• **EXERCISE**: Look below for the line containing "Clone this screenshot" and the line containing "string; items: string[]"; repeat exactly those two lines and all lines between them, and nothing else.

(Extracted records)
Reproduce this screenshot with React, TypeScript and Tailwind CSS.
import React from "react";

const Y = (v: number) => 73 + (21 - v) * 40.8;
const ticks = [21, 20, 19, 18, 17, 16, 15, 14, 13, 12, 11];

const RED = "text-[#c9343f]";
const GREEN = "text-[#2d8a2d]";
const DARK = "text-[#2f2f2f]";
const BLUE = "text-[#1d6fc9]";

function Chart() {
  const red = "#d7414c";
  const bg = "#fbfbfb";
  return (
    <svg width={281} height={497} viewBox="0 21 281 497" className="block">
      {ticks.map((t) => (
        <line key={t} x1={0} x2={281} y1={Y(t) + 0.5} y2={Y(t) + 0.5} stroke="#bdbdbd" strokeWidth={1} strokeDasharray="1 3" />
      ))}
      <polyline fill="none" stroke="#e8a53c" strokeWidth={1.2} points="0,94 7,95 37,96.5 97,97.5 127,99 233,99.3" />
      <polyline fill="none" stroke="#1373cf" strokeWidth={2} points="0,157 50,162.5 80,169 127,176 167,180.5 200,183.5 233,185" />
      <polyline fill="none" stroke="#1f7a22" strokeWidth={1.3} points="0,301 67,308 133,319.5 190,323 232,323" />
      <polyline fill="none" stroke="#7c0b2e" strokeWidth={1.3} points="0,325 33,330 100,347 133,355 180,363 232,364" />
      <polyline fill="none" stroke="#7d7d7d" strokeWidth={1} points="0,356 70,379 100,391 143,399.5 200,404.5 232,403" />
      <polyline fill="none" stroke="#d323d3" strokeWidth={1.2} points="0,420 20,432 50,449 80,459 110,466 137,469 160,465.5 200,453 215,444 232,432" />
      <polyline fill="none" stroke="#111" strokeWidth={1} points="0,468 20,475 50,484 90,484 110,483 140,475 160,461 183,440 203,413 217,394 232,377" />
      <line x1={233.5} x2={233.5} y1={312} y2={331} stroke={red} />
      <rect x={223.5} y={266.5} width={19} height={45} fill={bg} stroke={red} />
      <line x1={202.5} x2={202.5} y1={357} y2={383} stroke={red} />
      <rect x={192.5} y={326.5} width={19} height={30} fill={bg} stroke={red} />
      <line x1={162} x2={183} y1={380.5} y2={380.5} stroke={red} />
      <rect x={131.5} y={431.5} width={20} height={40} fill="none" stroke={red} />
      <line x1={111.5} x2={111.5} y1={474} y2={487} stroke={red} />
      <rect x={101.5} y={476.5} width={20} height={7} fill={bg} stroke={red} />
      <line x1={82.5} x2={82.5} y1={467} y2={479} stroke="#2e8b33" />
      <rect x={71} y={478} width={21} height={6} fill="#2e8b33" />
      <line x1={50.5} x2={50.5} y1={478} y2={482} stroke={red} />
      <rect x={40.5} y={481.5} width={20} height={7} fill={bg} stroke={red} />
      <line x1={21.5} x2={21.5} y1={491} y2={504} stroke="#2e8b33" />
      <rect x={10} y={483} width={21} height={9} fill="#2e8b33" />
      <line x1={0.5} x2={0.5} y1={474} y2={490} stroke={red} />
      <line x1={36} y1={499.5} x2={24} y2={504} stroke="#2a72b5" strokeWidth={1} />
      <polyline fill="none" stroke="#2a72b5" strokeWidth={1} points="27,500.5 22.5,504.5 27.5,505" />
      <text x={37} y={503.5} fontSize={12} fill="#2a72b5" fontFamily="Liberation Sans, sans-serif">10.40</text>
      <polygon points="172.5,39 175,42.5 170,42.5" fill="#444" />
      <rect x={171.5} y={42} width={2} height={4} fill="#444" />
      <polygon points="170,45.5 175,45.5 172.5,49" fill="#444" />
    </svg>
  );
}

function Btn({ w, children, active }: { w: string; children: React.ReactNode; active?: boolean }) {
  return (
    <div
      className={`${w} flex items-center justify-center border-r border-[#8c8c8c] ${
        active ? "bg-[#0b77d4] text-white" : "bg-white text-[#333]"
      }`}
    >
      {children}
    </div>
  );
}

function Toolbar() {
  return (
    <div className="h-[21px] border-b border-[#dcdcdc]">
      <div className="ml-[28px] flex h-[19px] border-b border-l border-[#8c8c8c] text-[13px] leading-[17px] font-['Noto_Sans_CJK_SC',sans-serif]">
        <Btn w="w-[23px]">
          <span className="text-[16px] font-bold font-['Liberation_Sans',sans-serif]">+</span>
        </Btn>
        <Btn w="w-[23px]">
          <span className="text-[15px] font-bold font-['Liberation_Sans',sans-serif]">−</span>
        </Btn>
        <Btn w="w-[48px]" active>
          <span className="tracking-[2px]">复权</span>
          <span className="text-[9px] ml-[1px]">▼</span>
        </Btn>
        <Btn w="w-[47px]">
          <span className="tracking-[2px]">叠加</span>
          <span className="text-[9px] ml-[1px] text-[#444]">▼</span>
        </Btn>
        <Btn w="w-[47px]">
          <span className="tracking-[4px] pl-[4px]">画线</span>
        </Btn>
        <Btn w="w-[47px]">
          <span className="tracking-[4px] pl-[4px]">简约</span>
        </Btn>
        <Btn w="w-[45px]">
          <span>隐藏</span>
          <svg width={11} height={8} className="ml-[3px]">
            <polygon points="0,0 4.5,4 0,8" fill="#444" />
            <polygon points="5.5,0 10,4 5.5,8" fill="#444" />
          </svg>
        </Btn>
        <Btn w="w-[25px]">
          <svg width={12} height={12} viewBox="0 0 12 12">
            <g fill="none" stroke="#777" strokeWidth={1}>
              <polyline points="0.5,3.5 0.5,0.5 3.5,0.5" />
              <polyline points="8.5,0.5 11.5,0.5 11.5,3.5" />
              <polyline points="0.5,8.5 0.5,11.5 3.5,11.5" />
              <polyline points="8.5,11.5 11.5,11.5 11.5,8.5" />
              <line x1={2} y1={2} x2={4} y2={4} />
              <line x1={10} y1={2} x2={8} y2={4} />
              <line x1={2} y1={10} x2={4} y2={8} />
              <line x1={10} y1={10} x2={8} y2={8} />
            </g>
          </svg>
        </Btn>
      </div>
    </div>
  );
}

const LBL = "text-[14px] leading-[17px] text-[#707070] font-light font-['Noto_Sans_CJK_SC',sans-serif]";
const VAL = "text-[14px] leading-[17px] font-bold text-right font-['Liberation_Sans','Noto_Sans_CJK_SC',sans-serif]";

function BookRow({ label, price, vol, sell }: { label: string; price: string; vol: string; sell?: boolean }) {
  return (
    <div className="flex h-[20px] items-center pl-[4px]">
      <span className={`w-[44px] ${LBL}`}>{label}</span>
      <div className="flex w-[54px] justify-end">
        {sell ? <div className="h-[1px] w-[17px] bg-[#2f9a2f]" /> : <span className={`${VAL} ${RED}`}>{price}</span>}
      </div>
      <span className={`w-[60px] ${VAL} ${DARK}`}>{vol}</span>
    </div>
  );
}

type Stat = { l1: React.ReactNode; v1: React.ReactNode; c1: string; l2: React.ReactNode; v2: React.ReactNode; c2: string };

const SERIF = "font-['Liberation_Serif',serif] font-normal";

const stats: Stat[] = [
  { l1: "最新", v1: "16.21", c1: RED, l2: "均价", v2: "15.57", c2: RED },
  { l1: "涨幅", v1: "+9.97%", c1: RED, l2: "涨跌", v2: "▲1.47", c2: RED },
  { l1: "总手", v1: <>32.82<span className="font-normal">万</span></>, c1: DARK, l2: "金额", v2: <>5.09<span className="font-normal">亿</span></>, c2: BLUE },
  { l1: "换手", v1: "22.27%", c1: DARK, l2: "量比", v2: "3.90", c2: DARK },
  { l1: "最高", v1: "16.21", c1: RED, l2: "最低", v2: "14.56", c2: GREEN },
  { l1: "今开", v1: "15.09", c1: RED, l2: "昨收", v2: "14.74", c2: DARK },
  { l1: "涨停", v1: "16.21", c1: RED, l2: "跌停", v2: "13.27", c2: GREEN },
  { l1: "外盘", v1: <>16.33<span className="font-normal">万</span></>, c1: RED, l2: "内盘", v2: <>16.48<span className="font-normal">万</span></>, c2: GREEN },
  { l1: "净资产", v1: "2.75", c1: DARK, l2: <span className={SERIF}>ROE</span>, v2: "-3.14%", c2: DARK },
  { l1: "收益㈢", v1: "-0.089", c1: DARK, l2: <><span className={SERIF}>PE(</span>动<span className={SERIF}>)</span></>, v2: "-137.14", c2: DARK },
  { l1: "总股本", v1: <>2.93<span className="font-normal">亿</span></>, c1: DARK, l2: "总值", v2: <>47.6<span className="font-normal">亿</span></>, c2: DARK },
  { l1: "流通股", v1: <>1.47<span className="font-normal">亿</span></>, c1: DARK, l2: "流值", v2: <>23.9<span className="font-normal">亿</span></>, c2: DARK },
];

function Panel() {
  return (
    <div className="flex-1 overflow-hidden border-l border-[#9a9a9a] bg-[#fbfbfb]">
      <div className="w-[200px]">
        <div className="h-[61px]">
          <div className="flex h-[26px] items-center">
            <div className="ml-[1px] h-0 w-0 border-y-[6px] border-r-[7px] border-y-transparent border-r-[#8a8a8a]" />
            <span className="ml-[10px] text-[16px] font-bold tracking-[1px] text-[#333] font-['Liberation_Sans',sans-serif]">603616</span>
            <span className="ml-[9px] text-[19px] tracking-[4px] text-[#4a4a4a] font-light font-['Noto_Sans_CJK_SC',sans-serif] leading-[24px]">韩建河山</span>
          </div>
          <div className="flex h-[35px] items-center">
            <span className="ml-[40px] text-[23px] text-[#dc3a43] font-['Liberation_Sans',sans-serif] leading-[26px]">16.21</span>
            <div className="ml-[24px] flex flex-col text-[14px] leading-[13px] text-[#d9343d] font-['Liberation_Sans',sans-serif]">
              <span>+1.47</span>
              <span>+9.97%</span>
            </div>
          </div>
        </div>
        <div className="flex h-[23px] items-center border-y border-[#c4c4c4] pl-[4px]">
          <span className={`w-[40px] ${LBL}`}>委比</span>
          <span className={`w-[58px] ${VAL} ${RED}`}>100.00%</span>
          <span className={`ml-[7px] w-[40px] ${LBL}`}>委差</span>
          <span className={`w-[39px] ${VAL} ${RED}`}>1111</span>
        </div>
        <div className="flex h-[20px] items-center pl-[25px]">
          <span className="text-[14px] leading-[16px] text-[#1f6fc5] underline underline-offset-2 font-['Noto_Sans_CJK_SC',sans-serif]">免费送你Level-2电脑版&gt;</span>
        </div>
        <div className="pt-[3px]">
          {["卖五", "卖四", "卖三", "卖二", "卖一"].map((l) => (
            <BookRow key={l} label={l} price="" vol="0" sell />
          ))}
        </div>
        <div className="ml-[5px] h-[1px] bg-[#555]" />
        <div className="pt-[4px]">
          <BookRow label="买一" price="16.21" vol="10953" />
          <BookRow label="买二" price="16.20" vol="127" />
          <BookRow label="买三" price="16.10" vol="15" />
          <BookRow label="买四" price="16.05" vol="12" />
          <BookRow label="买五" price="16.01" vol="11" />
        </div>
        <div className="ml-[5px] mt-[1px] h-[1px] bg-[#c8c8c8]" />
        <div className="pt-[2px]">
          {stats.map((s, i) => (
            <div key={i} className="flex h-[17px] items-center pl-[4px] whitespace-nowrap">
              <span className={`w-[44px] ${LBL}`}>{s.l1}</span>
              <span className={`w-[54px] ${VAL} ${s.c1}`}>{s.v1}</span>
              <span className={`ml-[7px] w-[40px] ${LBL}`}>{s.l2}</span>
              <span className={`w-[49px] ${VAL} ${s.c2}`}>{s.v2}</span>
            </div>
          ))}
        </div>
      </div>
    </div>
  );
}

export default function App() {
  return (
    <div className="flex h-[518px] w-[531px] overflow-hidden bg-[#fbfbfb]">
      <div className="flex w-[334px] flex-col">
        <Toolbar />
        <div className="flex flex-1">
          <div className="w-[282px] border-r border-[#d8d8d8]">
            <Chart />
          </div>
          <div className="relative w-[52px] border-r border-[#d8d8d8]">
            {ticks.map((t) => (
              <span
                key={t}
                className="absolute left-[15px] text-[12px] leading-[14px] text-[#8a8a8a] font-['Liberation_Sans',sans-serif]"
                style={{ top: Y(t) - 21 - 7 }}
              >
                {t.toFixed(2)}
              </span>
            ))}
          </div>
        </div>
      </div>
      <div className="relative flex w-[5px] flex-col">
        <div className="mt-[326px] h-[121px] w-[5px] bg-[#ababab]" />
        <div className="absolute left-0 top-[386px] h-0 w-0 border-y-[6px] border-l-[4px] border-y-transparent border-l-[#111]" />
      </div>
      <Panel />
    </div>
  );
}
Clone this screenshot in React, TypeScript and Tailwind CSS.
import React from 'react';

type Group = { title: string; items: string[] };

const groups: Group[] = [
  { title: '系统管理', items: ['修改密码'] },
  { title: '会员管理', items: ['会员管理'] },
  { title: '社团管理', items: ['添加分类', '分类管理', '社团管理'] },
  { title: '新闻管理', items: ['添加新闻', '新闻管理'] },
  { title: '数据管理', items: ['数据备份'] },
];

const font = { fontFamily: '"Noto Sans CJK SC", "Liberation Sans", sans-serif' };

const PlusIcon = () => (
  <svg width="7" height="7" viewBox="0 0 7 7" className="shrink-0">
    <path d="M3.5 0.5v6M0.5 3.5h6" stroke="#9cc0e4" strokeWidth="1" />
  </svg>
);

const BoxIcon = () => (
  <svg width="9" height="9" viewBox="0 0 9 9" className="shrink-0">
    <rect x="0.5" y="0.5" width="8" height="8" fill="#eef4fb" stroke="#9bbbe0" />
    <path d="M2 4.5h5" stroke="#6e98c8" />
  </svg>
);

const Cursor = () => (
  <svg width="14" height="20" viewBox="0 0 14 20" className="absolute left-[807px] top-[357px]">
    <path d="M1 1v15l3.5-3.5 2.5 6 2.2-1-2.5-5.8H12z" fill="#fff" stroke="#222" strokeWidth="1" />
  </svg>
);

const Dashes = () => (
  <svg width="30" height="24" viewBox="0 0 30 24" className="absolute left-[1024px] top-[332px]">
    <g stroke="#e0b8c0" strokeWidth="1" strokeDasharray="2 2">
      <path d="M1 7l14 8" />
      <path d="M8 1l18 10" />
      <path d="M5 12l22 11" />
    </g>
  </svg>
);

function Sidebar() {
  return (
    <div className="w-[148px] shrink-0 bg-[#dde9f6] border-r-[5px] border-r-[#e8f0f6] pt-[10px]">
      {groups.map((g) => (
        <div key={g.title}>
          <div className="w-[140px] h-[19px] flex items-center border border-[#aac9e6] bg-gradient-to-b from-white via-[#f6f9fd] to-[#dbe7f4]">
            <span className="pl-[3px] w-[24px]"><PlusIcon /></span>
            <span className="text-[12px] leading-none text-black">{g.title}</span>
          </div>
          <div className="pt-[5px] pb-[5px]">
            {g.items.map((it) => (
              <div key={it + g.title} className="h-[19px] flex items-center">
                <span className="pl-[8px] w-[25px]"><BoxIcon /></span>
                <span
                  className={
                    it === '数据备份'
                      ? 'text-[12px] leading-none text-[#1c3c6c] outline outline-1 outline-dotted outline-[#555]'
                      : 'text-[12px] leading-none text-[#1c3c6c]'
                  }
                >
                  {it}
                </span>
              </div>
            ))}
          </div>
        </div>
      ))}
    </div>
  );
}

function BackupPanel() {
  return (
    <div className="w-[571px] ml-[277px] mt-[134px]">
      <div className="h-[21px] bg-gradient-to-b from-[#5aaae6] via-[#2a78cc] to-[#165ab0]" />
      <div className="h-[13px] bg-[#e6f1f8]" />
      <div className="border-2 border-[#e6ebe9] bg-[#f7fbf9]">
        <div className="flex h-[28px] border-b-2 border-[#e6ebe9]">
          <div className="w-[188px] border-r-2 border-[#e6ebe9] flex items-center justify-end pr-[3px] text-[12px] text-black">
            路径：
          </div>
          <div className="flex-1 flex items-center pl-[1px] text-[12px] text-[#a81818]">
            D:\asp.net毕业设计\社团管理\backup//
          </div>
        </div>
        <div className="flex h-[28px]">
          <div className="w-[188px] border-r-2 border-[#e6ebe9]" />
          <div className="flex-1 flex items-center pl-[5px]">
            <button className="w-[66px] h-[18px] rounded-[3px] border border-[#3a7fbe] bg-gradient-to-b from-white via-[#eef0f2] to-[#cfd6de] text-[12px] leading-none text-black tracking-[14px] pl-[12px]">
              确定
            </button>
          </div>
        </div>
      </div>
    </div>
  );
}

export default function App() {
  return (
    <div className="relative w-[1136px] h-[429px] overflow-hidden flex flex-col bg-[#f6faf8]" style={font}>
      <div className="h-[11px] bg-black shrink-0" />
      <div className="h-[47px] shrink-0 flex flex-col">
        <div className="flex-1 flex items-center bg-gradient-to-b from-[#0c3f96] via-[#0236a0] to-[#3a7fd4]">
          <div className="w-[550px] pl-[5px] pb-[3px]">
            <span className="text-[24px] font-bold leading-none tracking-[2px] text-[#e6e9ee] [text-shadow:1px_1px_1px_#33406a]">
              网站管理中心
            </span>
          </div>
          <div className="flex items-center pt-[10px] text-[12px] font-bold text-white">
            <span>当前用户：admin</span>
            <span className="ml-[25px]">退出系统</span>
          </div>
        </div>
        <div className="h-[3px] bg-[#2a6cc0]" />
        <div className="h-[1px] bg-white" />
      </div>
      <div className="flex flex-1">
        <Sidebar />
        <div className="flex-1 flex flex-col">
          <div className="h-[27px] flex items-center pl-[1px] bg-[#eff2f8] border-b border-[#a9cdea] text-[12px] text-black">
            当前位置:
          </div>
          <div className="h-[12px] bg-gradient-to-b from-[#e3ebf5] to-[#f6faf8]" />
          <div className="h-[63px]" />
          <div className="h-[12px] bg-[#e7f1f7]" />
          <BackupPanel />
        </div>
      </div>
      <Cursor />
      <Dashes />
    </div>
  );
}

• **EXPECTED OUTPUT**:
Clone this screenshot in React, TypeScript and Tailwind CSS.
import React from 'react';

type Group = { title: string; items: string[] };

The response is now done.